» Exercise details
Repeat the data word for word. Do not include the pictures.

» Dataset excerpt
◆ ◆ ◆ ◆ ◆ ◆ ◆

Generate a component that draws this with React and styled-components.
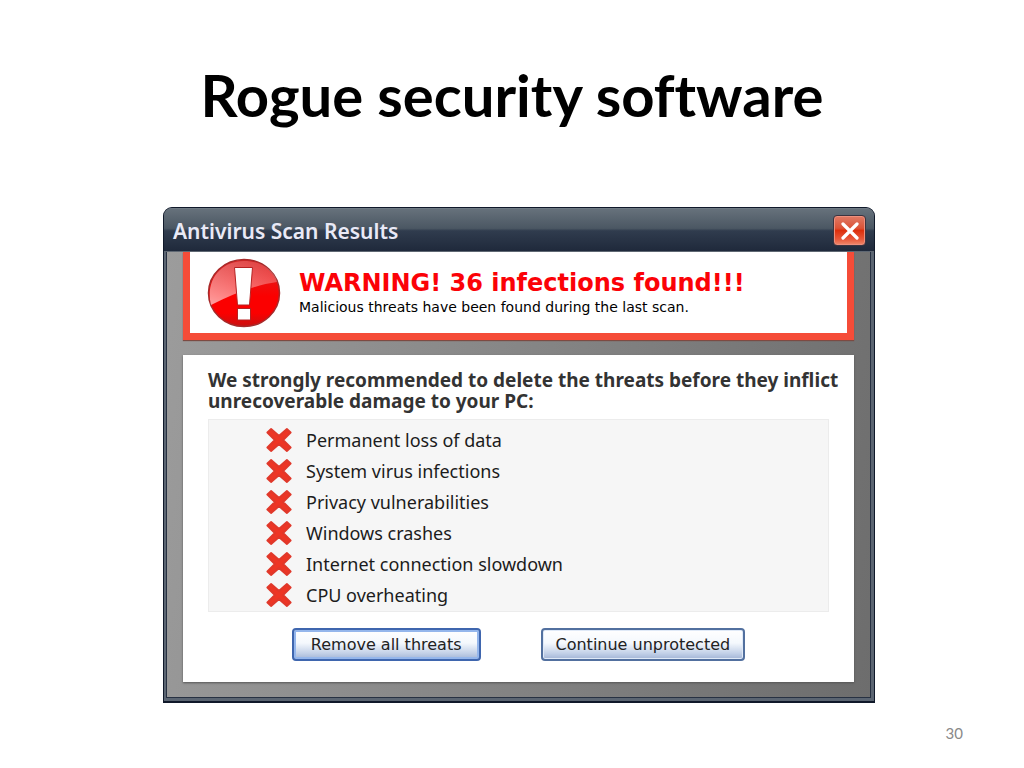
import React from "react";
import styled, { createGlobalStyle } from "styled-components";

const GlobalStyle = createGlobalStyle`
  * {
    box-sizing: border-box;
  }
  body {
    margin: 0;
    background: #fff;
    font-family: "Noto Sans", "Open Sans", sans-serif;
  }
  h1, h2, h3, p, ul {
    margin: 0;
    padding: 0;
    font-weight: normal;
  }
`;

const Slide = styled.main`
  display: flex;
  flex-direction: column;
  min-height: 100vh;
  padding: 59px 61px 25px;
`;

const SlideTitle = styled.h1`
  font-family: Lato, sans-serif;
  font-size: 58px;
  font-weight: bold;
  font-variant-ligatures: none;
  line-height: 72px;
  text-align: center;
  color: #000;
`;

const SlideNumber = styled.footer`
  margin-top: auto;
  font-family: Lato, sans-serif;
  font-size: 15px;
  line-height: 20px;
  text-align: right;
  color: #898989;
`;

const Window = styled.section`
  display: flex;
  flex-direction: column;
  margin: 76px 88px 0 102px;
  border: 1px solid #10192a;
  border-bottom-width: 2px;
  border-radius: 9px 9px 0 0;
  background: #5b6572;
  overflow: hidden;
`;

const TitleBar = styled.header`
  display: flex;
  align-items: center;
  justify-content: space-between;
  height: 44px;
  padding: 1px 8px 0 9px;
  border-top: 1px solid #6f7a84;
  border-bottom: 1px solid #5f6873;
  background: linear-gradient(#66717b 0, #4b5763 46%, #303c4e 52%, #1f293b 100%);
`;

const WindowTitle = styled.h2`
  font-size: 21px;
  font-weight: 600;
  line-height: 28px;
  color: #e9e9f6;
`;

const CloseButton = styled.button`
  display: flex;
  align-items: center;
  justify-content: center;
  width: 33px;
  height: 31px;
  padding: 0;
  border: 1px solid #3c3440;
  border-radius: 4px;
  background: linear-gradient(#e07b66 0, #dc5337 42%, #dd2f0c 50%, #e8583a 80%, #ee8a6e 100%);
  box-shadow: inset 0 0 0 1px #ee8f7c;
`;

const WindowBody = styled.div`
  display: flex;
  flex-direction: column;
  gap: 15px;
  margin: 0 3px 3px 2px;
  padding: 0 16px 15px;
  border: 1px solid #273142;
  border-top: 0;
  background: linear-gradient(100deg, #9c9c9c 0, #878787 45%, #6d6d6d 100%);
`;

const Alert = styled.div`
  display: flex;
  align-items: flex-start;
  gap: 18px;
  padding: 6px 17px 5px;
  border: 7px solid #f54c38;
  border-top: 0;
  background: #fff;
  box-shadow: 0 1px 1px #7c4a42;
`;

const AlertText = styled.div`
  padding-top: 10px;
`;

const AlertTitle = styled.h3`
  font-family: "DejaVu Sans", sans-serif;
  font-size: 24px;
  font-weight: bold;
  line-height: 30px;
  color: #fb0207;
`;

const AlertNote = styled.p`
  font-family: "DejaVu Sans", sans-serif;
  font-size: 14px;
  line-height: 18px;
  color: #000;
`;

const Panel = styled.div`
  padding: 15px 10px 21px 25px;
  background: #fff;
  box-shadow: 0 1px 2px #555;
`;

const Advice = styled.p`
  margin-bottom: 7px;
  font-size: 19px;
  font-weight: bold;
  line-height: 21px;
  color: #333;
`;

const ThreatList = styled.ul`
  margin-right: 15px;
  padding: 4px 0 1px 56px;
  border: 1px solid #ececec;
  background: #f6f6f6;
  list-style: none;
`;

const Threat = styled.li`
  display: flex;
  align-items: center;
  gap: 13px;
  height: 31px;
  font-size: 18px;
  color: #1c1c1c;
`;

const Actions = styled.div`
  display: flex;
  justify-content: center;
  gap: 60px;
  margin: 16px 15px 0 0;
`;

const ActionButton = styled.button`
  height: 33px;
  padding: 0 ${(props) => (props.$primary ? "17px" : "13px")};
  border: 2px solid ${(props) => (props.$primary ? "#3f66ae" : "#52709f")};
  border-radius: 4px;
  background: linear-gradient(#fff 0, #f4f8fd 45%, #c3d1e8 80%, #a3b5d6 100%);
  box-shadow: ${(props) =>
    props.$primary ? "inset 0 0 0 2px #94b6ec" : "inset 0 0 0 1px #dfe9f7"};
  font-family: "DejaVu Sans", sans-serif;
  font-size: 16px;
  color: #222;
`;

const threats = [
  "Permanent loss of data",
  "System virus infections",
  "Privacy vulnerabilities",
  "Windows crashes",
  "Internet connection slowdown",
  "CPU overheating",
];

function WarningIcon() {
  return (
    <svg width="74" height="70" viewBox="0 0 74 70" aria-hidden="true">
      <defs>
        <linearGradient id="ball" x1="0" y1="0" x2="0" y2="1">
          <stop offset="0" stopColor="#d82626" />
          <stop offset="0.55" stopColor="#fb0000" />
          <stop offset="0.8" stopColor="#fb0000" />
          <stop offset="1" stopColor="#c81010" />
        </linearGradient>
        <linearGradient id="shine" x1="0.7" y1="0" x2="0.2" y2="1">
          <stop offset="0" stopColor="#fff" stopOpacity="0.15" />
          <stop offset="1" stopColor="#fff" stopOpacity="0.6" />
        </linearGradient>
      </defs>
      <ellipse cx="37" cy="35" rx="35.5" ry="33.5" fill="url(#ball)" stroke="#a62a2a" strokeWidth="1.5" />
      <path d="M4 47C-2 22 14 3 37 3c18 0 31 10 33 21C48 27 26 36 4 47z" fill="url(#shine)" />
      <path d="M27.500 9.500h18l-3 37.500h-12z" fill="#fff" stroke="#b52222" />
      <rect x="30.500" y="50.500" width="13" height="11.500" fill="#fff" stroke="#b52222" />
    </svg>
  );
}

function CrossIcon() {
  return (
    <svg width="28" height="26" viewBox="0 0 28 26" aria-hidden="true">
      <path
        d="M6 2.200L14 9l8-6.800L25.500 5.500 18 13l7.500 7.500L22 23.800 14 17l-8 6.800L2.500 20.500 10 13 2.500 5.500z"
        fill="#ee3524"
        stroke="#e0382a"
        strokeWidth="2.200"
        strokeLinejoin="round"
      />
    </svg>
  );
}

function CloseIcon() {
  return (
    <svg width="20" height="18" viewBox="0 0 20 18" aria-hidden="true">
      <path d="M3 2l14 14M17 2L3 16" stroke="#fff" strokeWidth="3.200" strokeLinecap="round" />
    </svg>
  );
}

function App() {
  return (
    <>
      <GlobalStyle />
      <Slide>
        <SlideTitle>Rogue security software</SlideTitle>
        <Window>
          <TitleBar>
            <WindowTitle>Antivirus Scan Results</WindowTitle>
            <CloseButton type="button" aria-label="Close">
              <CloseIcon />
            </CloseButton>
          </TitleBar>
          <WindowBody>
            <Alert>
              <WarningIcon />
              <AlertText>
                <AlertTitle>WARNING! 36 infections found!!!</AlertTitle>
                <AlertNote>
                  Malicious threats have been found during the last scan.
                </AlertNote>
              </AlertText>
            </Alert>
            <Panel>
              <Advice>
                We strongly recommended to delete the threats before they
                inflict unrecoverable damage to your PC:
              </Advice>
              <ThreatList>
                {threats.map((threat) => (
                  <Threat key={threat}>
                    <CrossIcon />
                    {threat}
                  </Threat>
                ))}
              </ThreatList>
              <Actions>
                <ActionButton type="button" $primary>
                  Remove all threats
                </ActionButton>
                <ActionButton type="button">Continue unprotected</ActionButton>
              </Actions>
            </Panel>
          </WindowBody>
        </Window>
        <SlideNumber>30</SlideNumber>
      </Slide>
    </>
  );
}

export default App;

◆ ◆ ◆ ◆ ◆ ◆ ◆

» Solution to this task
Generate a component that draws this with React and styled-components.
import React from "react";
import styled, { createGlobalStyle } from "styled-components";

const GlobalStyle = createGlobalStyle`
  * {
    box-sizing: border-box;
  }
  body {
    margin: 0;
    background: #fff;
    font-family: "Noto Sans", "Open Sans", sans-serif;
  }
  h1, h2, h3, p, ul {
    margin: 0;
    padding: 0;
    font-weight: normal;
  }
`;

const Slide = styled.main`
  display: flex;
  flex-direction: column;
  min-height: 100vh;
  padding: 59px 61px 25px;
`;

const SlideTitle = styled.h1`
  font-family: Lato, sans-serif;
  font-size: 58px;
  font-weight: bold;
  font-variant-ligatures: none;
  line-height: 72px;
  text-align: center;
  color: #000;
`;

const SlideNumber = styled.footer`
  margin-top: auto;
  font-family: Lato, sans-serif;
  font-size: 15px;
  line-height: 20px;
  text-align: right;
  color: #898989;
`;

const Window = styled.section`
  display: flex;
  flex-direction: column;
  margin: 76px 88px 0 102px;
  border: 1px solid #10192a;
  border-bottom-width: 2px;
  border-radius: 9px 9px 0 0;
  background: #5b6572;
  overflow: hidden;
`;

const TitleBar = styled.header`
  display: flex;
  align-items: center;
  justify-content: space-between;
  height: 44px;
  padding: 1px 8px 0 9px;
  border-top: 1px solid #6f7a84;
  border-bottom: 1px solid #5f6873;
  background: linear-gradient(#66717b 0, #4b5763 46%, #303c4e 52%, #1f293b 100%);
`;

const WindowTitle = styled.h2`
  font-size: 21px;
  font-weight: 600;
  line-height: 28px;
  color: #e9e9f6;
`;

const CloseButton = styled.button`
  display: flex;
  align-items: center;
  justify-content: center;
  width: 33px;
  height: 31px;
  padding: 0;
  border: 1px solid #3c3440;
  border-radius: 4px;
  background: linear-gradient(#e07b66 0, #dc5337 42%, #dd2f0c 50%, #e8583a 80%, #ee8a6e 100%);
  box-shadow: inset 0 0 0 1px #ee8f7c;
`;

const WindowBody = styled.div`
  display: flex;
  flex-direction: column;
  gap: 15px;
  margin: 0 3px 3px 2px;
  padding: 0 16px 15px;
  border: 1px solid #273142;
  border-top: 0;
  background: linear-gradient(100deg, #9c9c9c 0, #878787 45%, #6d6d6d 100%);
`;

const Alert = styled.div`
  display: flex;
  align-items: flex-start;
  gap: 18px;
  padding: 6px 17px 5px;
  border: 7px solid #f54c38;
  border-top: 0;
  background: #fff;
  box-shadow: 0 1px 1px #7c4a42;
`;

const AlertText = styled.div`
  padding-top: 10px;
`;

const AlertTitle = styled.h3`
  font-family: "DejaVu Sans", sans-serif;
  font-size: 24px;
  font-weight: bold;
  line-height: 30px;
  color: #fb0207;
`;

const AlertNote = styled.p`
  font-family: "DejaVu Sans", sans-serif;
  font-size: 14px;
  line-height: 18px;
  color: #000;
`;

const Panel = styled.div`
  padding: 15px 10px 21px 25px;
  background: #fff;
  box-shadow: 0 1px 2px #555;
`;

const Advice = styled.p`
  margin-bottom: 7px;
  font-size: 19px;
  font-weight: bold;
  line-height: 21px;
  color: #333;
`;

const ThreatList = styled.ul`
  margin-right: 15px;
  padding: 4px 0 1px 56px;
  border: 1px solid #ececec;
  background: #f6f6f6;
  list-style: none;
`;

const Threat = styled.li`
  display: flex;
  align-items: center;
  gap: 13px;
  height: 31px;
  font-size: 18px;
  color: #1c1c1c;
`;

const Actions = styled.div`
  display: flex;
  justify-content: center;
  gap: 60px;
  margin: 16px 15px 0 0;
`;

const ActionButton = styled.button`
  height: 33px;
  padding: 0 ${(props) => (props.$primary ? "17px" : "13px")};
  border: 2px solid ${(props) => (props.$primary ? "#3f66ae" : "#52709f")};
  border-radius: 4px;
  background: linear-gradient(#fff 0, #f4f8fd 45%, #c3d1e8 80%, #a3b5d6 100%);
  box-shadow: ${(props) =>
    props.$primary ? "inset 0 0 0 2px #94b6ec" : "inset 0 0 0 1px #dfe9f7"};
  font-family: "DejaVu Sans", sans-serif;
  font-size: 16px;
  color: #222;
`;

const threats = [
  "Permanent loss of data",
  "System virus infections",
  "Privacy vulnerabilities",
  "Windows crashes",
  "Internet connection slowdown",
  "CPU overheating",
];

function WarningIcon() {
  return (
    <svg width="74" height="70" viewBox="0 0 74 70" aria-hidden="true">
      <defs>
        <linearGradient id="ball" x1="0" y1="0" x2="0" y2="1">
          <stop offset="0" stopColor="#d82626" />
          <stop offset="0.55" stopColor="#fb0000" />
          <stop offset="0.8" stopColor="#fb0000" />
          <stop offset="1" stopColor="#c81010" />
        </linearGradient>
        <linearGradient id="shine" x1="0.7" y1="0" x2="0.2" y2="1">
          <stop offset="0" stopColor="#fff" stopOpacity="0.15" />
          <stop offset="1" stopColor="#fff" stopOpacity="0.6" />
        </linearGradient>
      </defs>
      <ellipse cx="37" cy="35" rx="35.5" ry="33.5" fill="url(#ball)" stroke="#a62a2a" strokeWidth="1.5" />
      <path d="M4 47C-2 22 14 3 37 3c18 0 31 10 33 21C48 27 26 36 4 47z" fill="url(#shine)" />
      <path d="M27.500 9.500h18l-3 37.500h-12z" fill="#fff" stroke="#b52222" />
      <rect x="30.500" y="50.500" width="13" height="11.500" fill="#fff" stroke="#b52222" />
    </svg>
  );
}

function CrossIcon() {
  return (
    <svg width="28" height="26" viewBox="0 0 28 26" aria-hidden="true">
      <path
        d="M6 2.200L14 9l8-6.800L25.500 5.500 18 13l7.500 7.500L22 23.800 14 17l-8 6.800L2.500 20.500 10 13 2.500 5.500z"
        fill="#ee3524"
        stroke="#e0382a"
        strokeWidth="2.200"
        strokeLinejoin="round"
      />
    </svg>
  );
}

function CloseIcon() {
  return (
    <svg width="20" height="18" viewBox="0 0 20 18" aria-hidden="true">
      <path d="M3 2l14 14M17 2L3 16" stroke="#fff" strokeWidth="3.200" strokeLinecap="round" />
    </svg>
  );
}

function App() {
  return (
    <>
      <GlobalStyle />
      <Slide>
        <SlideTitle>Rogue security software</SlideTitle>
        <Window>
          <TitleBar>
            <WindowTitle>Antivirus Scan Results</WindowTitle>
            <CloseButton type="button" aria-label="Close">
              <CloseIcon />
            </CloseButton>
          </TitleBar>
          <WindowBody>
            <Alert>
              <WarningIcon />
              <AlertText>
                <AlertTitle>WARNING! 36 infections found!!!</AlertTitle>
                <AlertNote>
                  Malicious threats have been found during the last scan.
                </AlertNote>
              </AlertText>
            </Alert>
            <Panel>
              <Advice>
                We strongly recommended to delete the threats before they
                inflict unrecoverable damage to your PC:
              </Advice>
              <ThreatList>
                {threats.map((threat) => (
                  <Threat key={threat}>
                    <CrossIcon />
                    {threat}
                  </Threat>
                ))}
              </ThreatList>
              <Actions>
                <ActionButton type="button" $primary>
                  Remove all threats
                </ActionButton>
                <ActionButton type="button">Continue unprotected</ActionButton>
              </Actions>
            </Panel>
          </WindowBody>
        </Window>
        <SlideNumber>30</SlideNumber>
      </Slide>
    </>
  );
}

export default App;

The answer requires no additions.